Minardi team owner Paul Stoddart has called for the resignation of motorsport boss Max Mosley following their row at the Australian Grand Prix.
Stoddart has been the centre of attention in Australia
Stoddart was angered by threats made by governing body the FIA, of which Mosley is president, to the race's future.
Stoddart, who is part of a campaign against Mosley's running of Formula One, said the threat was "pathetic".
"It's typical of the reason we're having these problems.

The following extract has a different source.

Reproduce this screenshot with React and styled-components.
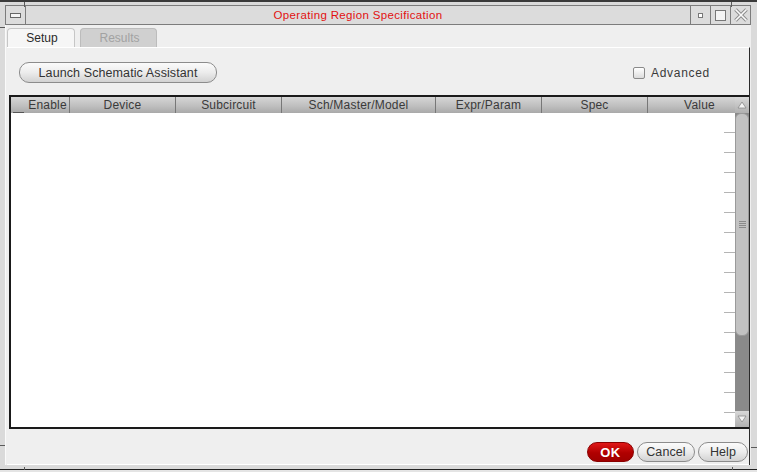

He retired once in July and he needs to do it again."
That remark, made to the AAP agency, is a reference to Mosley's announcement last summer that he would step down in October 2004, a decision he reversed a few weeks later.
Stoddart warned that F1 was in danger of being ripped apart by the political battles between Mosley and most of the teams.
Seven of the 10 teams and five of the sport's major car manufacturers are extremely angry about Mosley's running of F1 and are demanding major changes to the way the sport is governed.
Stoddart told the Reuters news agency: "As far as I am concerned what we are doing here is rapidly pushing the F1 world championship to its destruction.
"The wounds are getting so deep now there is not going to be any healing.
"We are heading to the demise of F1 through our own bloody stupidity, too much pig-headed arrogance in all quarters to see the obvious."
The row came to a head at the Australian Grand Prix because of Minardi's attempt to race their 2004 cars.
Stoddart took that stance because he and many of the teams believe Mosley illegally imposed new rules on F1 last summer.
Minardi won an injunction in the high court of the state of Victoria to allow them to run the cars after FIA officials had declared them illegal.
The FIA responded by issuing a statement threatening the future of the Australian Grand Prix and the country's round of the world rally championship.
Stoddart described the FIA statement as "an ill-judged, ill-timed document which I believe was created to disrupt and discredit the Minardi F1 team, the Australian Grand Prix and me".
Stoddart withdrew his legal action against the FIA - but says he did so after he had been told by the governing body of the threat to the race.
He said that the political rows would become increasingly bitter in the forthcoming weeks.
"You've got to take it to the whole end now. Piece by piece the whole story is going to come out," said Stoddart.
"You've got the manufacturers - Max has completely alienated them - and they are going to go their own way.
"Now you've got someone like me who's getting pushed. I'm going to go that way now whereas before I was sitting on the fence."